> **TASK TO CARRY OUT**
Identify all lines below that hold "with" and collect them.

> **RECORDED INFORMATION**
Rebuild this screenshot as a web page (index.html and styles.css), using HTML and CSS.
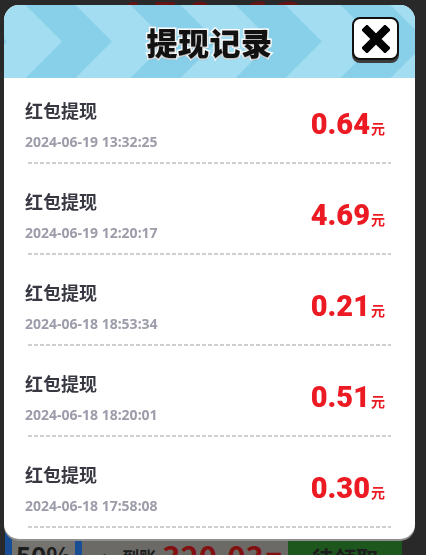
FILE: index.html
```html
<!DOCTYPE html>
<html lang="zh-CN">

<head>
  <meta charset="UTF-8">
  <meta name="viewport" content="width=device-width, initial-scale=1.0">
  <title>提现记录</title>
  <link rel="stylesheet" href="styles.css">
</head>

<body>

  <!-- game page behind the popup -->
  <div class="game">
    <div class="game-top">
      <span class="balance">150.63</span>
    </div>
    <div class="game-bottom">
      <div class="progress">50%</div>
      <span class="arrow">&lt;</span>
      <span class="arrive">到账</span>
      <span class="arrive-money">320.03<small>元</small></span>
      <button class="claim">待领取</button>
    </div>
  </div>

  <div class="mask">
    <div class="dialog">

      <div class="dialog-head">
        <svg class="stripes" width="411" height="73" viewBox="0 0 411 73">
          <defs>
            <pattern id="chevron" x="21.5" y="0" width="105" height="73" patternUnits="userSpaceOnUse">
              <polygon points="0,0 50,0 86.5,36.5 50,73 0,73 36.5,36.5" fill="#88cfe9" />
            </pattern>
          </defs>
          <rect width="411" height="73" fill="#a3ddf2" />
          <rect width="411" height="73" fill="url(#chevron)" />
        </svg>
        <div class="head-bar">
          <h1 class="title">提现记录</h1>
          <button class="close">
            <svg width="28" height="28" viewBox="0 0 28 28">
              <path d="M5 5 L23 23 M23 5 L5 23" stroke="#000" stroke-width="8" stroke-linecap="square" />
            </svg>
          </button>
        </div>
      </div>

      <ul class="records">
        <li class="record">
          <div class="info">
            <div class="name">红包提现</div>
            <div class="time">2024-06-19 13:32:25</div>
          </div>
          <div class="money">0.64<span class="unit">元</span></div>
        </li>
        <li class="record">
          <div class="info">
            <div class="name">红包提现</div>
            <div class="time">2024-06-19 12:20:17</div>
          </div>
          <div class="money">4.69<span class="unit">元</span></div>
        </li>
        <li class="record">
          <div class="info">
            <div class="name">红包提现</div>
            <div class="time">2024-06-18 18:53:34</div>
          </div>
          <div class="money">0.21<span class="unit">元</span></div>
        </li>
        <li class="record">
          <div class="info">
            <div class="name">红包提现</div>
            <div class="time">2024-06-18 18:20:01</div>
          </div>
          <div class="money">0.51<span class="unit">元</span></div>
        </li>
        <li class="record">
          <div class="info">
            <div class="name">红包提现</div>
            <div class="time">2024-06-18 17:58:08</div>
          </div>
          <div class="money">0.30<span class="unit">元</span></div>
        </li>
      </ul>

    </div>
  </div>

</body>

</html>
```

FILE: styles.css
```css
body {
  margin: 0;
  padding: 0;
  width: 426px;
  height: 555px;
  overflow: hidden;
  background: #474747;
  font-family: "Noto Sans", "Noto Sans CJK SC", sans-serif;
}

/* game page behind */
.game {
  height: 555px;
  overflow: hidden;
  display: flex;
  flex-direction: column;
  justify-content: space-between;
}

.game-top {
  text-align: center;
  height: 20px;
  overflow: hidden;
}

.balance {
  display: block;
  margin-top: -6px;
  font-size: 50px;
  line-height: 50px;
  font-weight: 700;
  color: #b02222;
  letter-spacing: 6px;
}

.game-bottom {
  height: 44px;
  overflow: hidden;
  margin: 0 24px 0 5px;
  background: #b8b7b0;
  display: flex;
  align-items: flex-start;
  white-space: nowrap;
  font-family: "Noto Sans CJK SC", sans-serif;
  font-weight: 700;
}

.game-bottom > * {
  flex-shrink: 0;
}

.progress {
  width: 63px;
  height: 60px;
  border: 7px solid #2b85ff;
  border-radius: 22px;
  background: #c8c7c0;
  color: #333;
  font-size: 26px;
  line-height: 26px;
  padding-top: 32px;
  text-align: center;
  margin-top: -8px;
}

.arrow {
  margin: 30px 0 0 12px;
  font-size: 22px;
  font-weight: 400;
  color: #333;
}

.arrive {
  margin: 33px 0 0 16px;
  font-size: 17px;
  color: #333;
}

.arrive-money {
  margin: 25px 0 0 6px;
  font-size: 31px;
  line-height: 40px;
  color: #e01c1c;
}

.arrive-money small {
  font-size: 20px;
}

.claim {
  margin: 26px 0 0 auto;
  width: 114px;
  height: 40px;
  border: 0;
  background: #329632;
  color: #333;
  font-size: 22px;
  font-family: inherit;
  font-weight: 700;
}

/* popup */
.mask {
  position: fixed;
  top: 0;
  left: 0;
  right: 0;
  bottom: 0;
  background: rgba(0, 0, 0, 0.42);
  padding: 5px 11px 0 4px;
}

.dialog {
  width: 411px;
  background: #fff;
  border-radius: 15px;
  overflow: hidden;
  box-shadow: 0 2px 0 #8f8f8f;
}

.dialog-head {
  display: grid;
  height: 73px;
}

.stripes,
.head-bar {
  grid-area: 1 / 1;
}

.head-bar {
  display: grid;
  grid-template-columns: 1fr auto 1fr;
  align-items: center;
}

.title {
  grid-column: 2;
  margin: 0;
  font-family: "Noto Sans CJK SC", sans-serif;
  font-weight: 900;
  font-size: 31px;
  line-height: 40px;
  letter-spacing: 0.5px;
  color: #111;
  -webkit-text-stroke: 3px #fff;
  paint-order: stroke fill;
  text-shadow: 0 1px 2px rgba(0, 0, 0, 0.35);
}

.close {
  grid-column: 3;
  justify-self: end;
  align-self: start;
  margin: 12px 16px 0 0;
  width: 47px;
  height: 43px;
  padding: 0;
  border: 2px solid #111;
  border-radius: 8px;
  background: #fff;
  box-shadow: 0 3px 0 #3c3c3c;
  display: flex;
  align-items: center;
  justify-content: center;
}

.records {
  list-style: none;
  margin: 0;
  padding: 0 24px 11px 21px;
}

.record {
  position: relative;
  display: flex;
  align-items: center;
  justify-content: space-between;
  padding: 25px 6px 13px 0;
}

.record:first-child {
  padding-top: 20px;
}

/* dashed divider */
.record::after {
  content: "";
  position: absolute;
  left: 3px;
  right: 0;
  bottom: 0;
  height: 2px;
  background: repeating-linear-gradient(90deg, #cfcfcf 0 4px, transparent 4px 6px);
}

.name {
  font-family: "Noto Sans CJK SC", sans-serif;
  font-size: 18px;
  line-height: 24px;
  font-weight: 700;
  color: #383842;
}

.time {
  margin-top: 11px;
  font-size: 14px;
  line-height: 18px;
  font-weight: 700;
  color: #9c9caa;
}

.money {
  font-family: "Roboto", sans-serif;
  font-size: 29px;
  line-height: 30px;
  font-weight: 900;
  color: #ec1a22;
  margin-top: 2px;
}

.unit {
  font-family: "Noto Sans CJK SC", sans-serif;
  font-size: 14px;
  font-weight: 700;
  margin-left: 1px;
}
```
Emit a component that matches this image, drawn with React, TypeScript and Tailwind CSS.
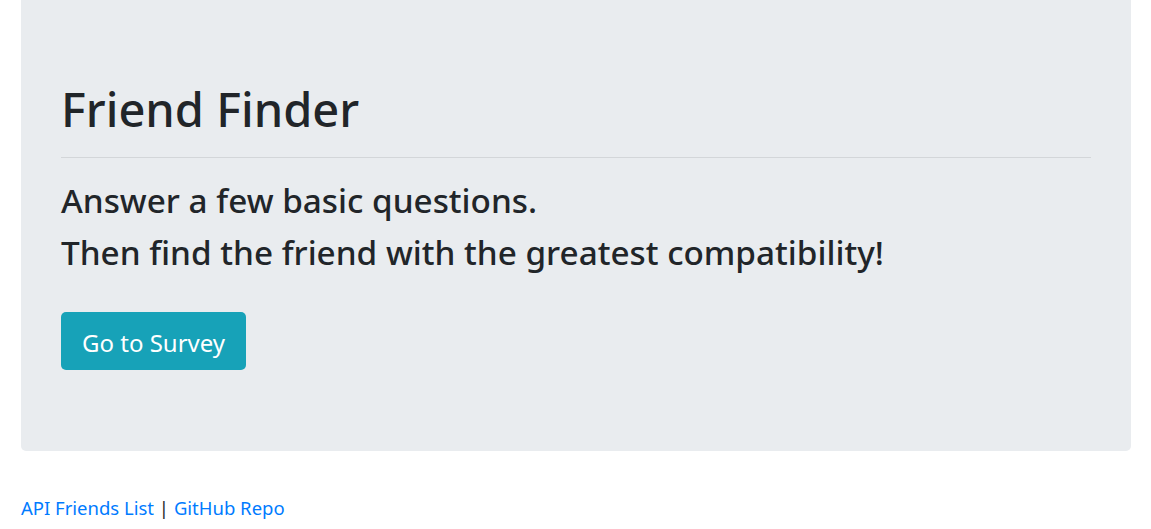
export default function App() {
  return (
    <div
      className="min-h-[529px] bg-white pl-[21px] pr-[20px] text-[#212529]"
      style={{ fontFamily: '"Noto Sans", "Open Sans", sans-serif' }}
    >
      {/* Jumbotron */}
      <div className="h-[451px] rounded-b-[5px] bg-[#e9ecef] px-[40px] pt-[78px]">
        <h1 className="text-[47px] font-medium leading-[62px]">Friend Finder</h1>
        <hr className="mt-[17px] border-t border-[#d3d6d9]" />
        <div className="mt-[16px] text-[33.3px] font-medium leading-[52px]">
          <p>Answer a few basic questions.</p>
          <p>Then find the friend with the greatest compatibility!</p>
        </div>
        <a
          href="#"
          className="mt-[34px] inline-flex h-[58px] items-center rounded-[5px] bg-[#17a2b8] px-[21px] pt-[3px] text-[24px] text-white"
        >
          Go to Survey
        </a>
      </div>

      {/* Footer links */}
      <div className="mt-[43px] text-[18.5px] leading-[27px]">
        <a href="#" className="text-[#007bff]">
          API Friends List
        </a>{" "}
        |{" "}
        <a href="#" className="text-[#007bff]">
          GitHub Repo
        </a>
      </div>
    </div>
  );
}
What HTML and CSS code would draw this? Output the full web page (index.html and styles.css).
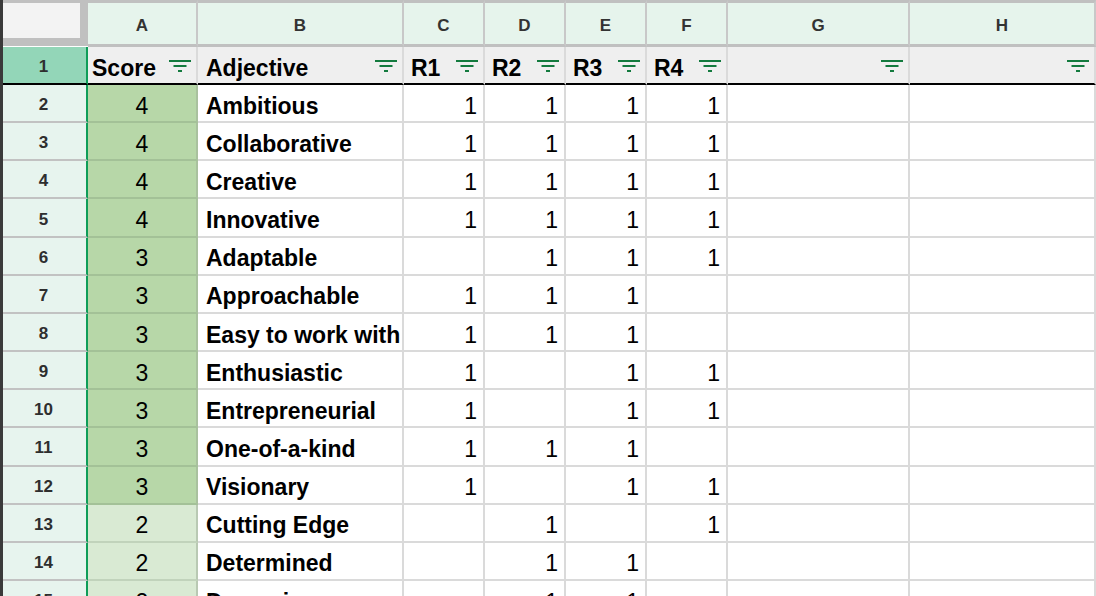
FILE: index.html
```html
<!DOCTYPE html>
<html>
<head>
  <title>Adjectives - Sheet1</title>
  <link rel="stylesheet" href="styles.css">
</head>
<body>
  <div class="frame">
    <div class="sheet" id="sheet">
      <div class="corner"><div class="corner-box"></div></div>
      <div class="col-head">A</div>
      <div class="col-head">B</div>
      <div class="col-head">C</div>
      <div class="col-head">D</div>
      <div class="col-head">E</div>
      <div class="col-head">F</div>
      <div class="col-head">G</div>
      <div class="col-head">H</div>
    </div>
  </div>

  <script>
    const sheet = document.getElementById('sheet');
    const filterIcon = '<svg class="filter" width="22" height="12" viewBox="0 0 22 12">' +
      '<rect x="0" y="0" width="22" height="2"/><rect x="4.5" y="5" width="13" height="2"/>' +
      '<rect x="9" y="10" width="4" height="2"/></svg>';

    const headers = ['Score', 'Adjective', 'R1', 'R2', 'R3', 'R4', '', ''];

    // score, adjective, r1..r4
    const rows = [
      [4, 'Ambitious', 1, 1, 1, 1],
      [4, 'Collaborative', 1, 1, 1, 1],
      [4, 'Creative', 1, 1, 1, 1],
      [4, 'Innovative', 1, 1, 1, 1],
      [3, 'Adaptable', '', 1, 1, 1],
      [3, 'Approachable', 1, 1, 1, ''],
      [3, 'Easy to work with', 1, 1, 1, ''],
      [3, 'Enthusiastic', 1, '', 1, 1],
      [3, 'Entrepreneurial', 1, '', 1, 1],
      [3, 'One-of-a-kind', 1, 1, 1, ''],
      [3, 'Visionary', 1, '', 1, 1],
      [2, 'Cutting Edge', '', 1, '', 1],
      [2, 'Determined', '', 1, 1, ''],
      [2, 'Dynamic', '', 1, 1, '']
    ];

    function cell(cls, html) {
      const div = document.createElement('div');
      div.className = cls;
      div.innerHTML = html;
      sheet.appendChild(div);
    }

    // header row (row 1)
    cell('row-head row-head-active', '1');
    headers.forEach((h, i) => {
      let cls = 'cell title';
      if (i === 0) cls += ' col-a';
      if (i === 1) cls += ' text';
      cell(cls, '<span>' + h + '</span>' + filterIcon);
    });

    rows.forEach((r, idx) => {
      cell('row-head', String(idx + 2));
      cell('cell col-a ' + (r[0] >= 3 ? 'score-high' : 'score-mid'), r[0]);
      cell('cell text', r[1]);
      for (let i = 2; i < 6; i++) {
        cell('cell num', r[i]);
      }
      cell('cell', '');
      cell('cell', '');
    });
  </script>
</body>
</html>
```

FILE: styles.css
```css
body {
  margin: 0;
  padding: 0;
  background-color: #ffffff;
  font-family: 'Liberation Sans', Arial, sans-serif;
  overflow: hidden;
}

.frame {
  height: 596px;
  border-left: 3px solid #3a3a3a;
  box-sizing: border-box;
}

.sheet {
  display: grid;
  grid-template-columns: 85px 110px 206px 81px 81px 81px 81px 182px 1fr;
  grid-template-rows: 47px 38px;
  grid-auto-rows: 38.17px;
}

.corner {
  background-color: #c0c0c0;
  border-bottom: 1px solid #ffffff;
  box-sizing: border-box;
  padding-top: 3px;
}

.corner-box {
  width: 77px;
  height: 35px;
  background-color: #f3f3f3;
}

.col-head {
  display: flex;
  justify-content: center;
  align-items: center;
  padding-top: 4px;
  background-color: #e6f4ec;
  border-top: 3px solid #c0c0c0;
  border-right: 2px solid #c8c8c8;
  border-bottom: 3px solid #c0c0c0;
  box-sizing: border-box;
  font-weight: bold;
  font-size: 17px;
  color: #333333;
}

.row-head {
  display: flex;
  justify-content: center;
  align-items: center;
  padding: 4px 2px 0 0;
  background-color: #e7f4ee;
  border-bottom: 2px solid #c2c2c2;
  border-right: 2px solid #0f9d58;
  box-sizing: border-box;
  font-weight: bold;
  font-size: 17px;
  color: #2e2e2e;
}

.row-head-active {
  background-color: #93d6b8;
  border-bottom: 2px solid #000000;
}

.cell {
  display: flex;
  align-items: center;
  border-right: 2px solid #dadada;
  border-bottom: 2px solid #dadada;
  box-sizing: border-box;
  padding: 6px 6px 0 6px;
  font-size: 23px;
  color: #000000;
  white-space: nowrap;
  overflow: hidden;
}

.title {
  justify-content: space-between;
  background-color: #efefef;
  border-bottom: 2px solid #000000;
  font-weight: bold;
  padding: 6px 5px 0 7px;
}

.title.col-a {
  padding-left: 4px;
}

.filter {
  fill: #137a3e;
  flex-shrink: 0;
  margin-top: -5px;
}

.text {
  font-weight: bold;
  padding-left: 8px;
}

.num {
  justify-content: flex-end;
}

.score-high,
.score-mid {
  justify-content: center;
}

.score-high {
  background-color: #b7d7a8;
  border-bottom-color: #a3c197;
  border-right-color: #a9c19e;
}

.score-mid {
  background-color: #d9ead3;
  border-bottom-color: #c1d3bb;
  border-right-color: #b9c9b3;
}
```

> **FULL ANSWER**
Emit a component that matches this image, drawn with React, TypeScript and Tailwind CSS.
          <p>Then find the friend with the greatest compatibility!</p>
      [3, 'Easy to work with', 1, 1, 1, ''],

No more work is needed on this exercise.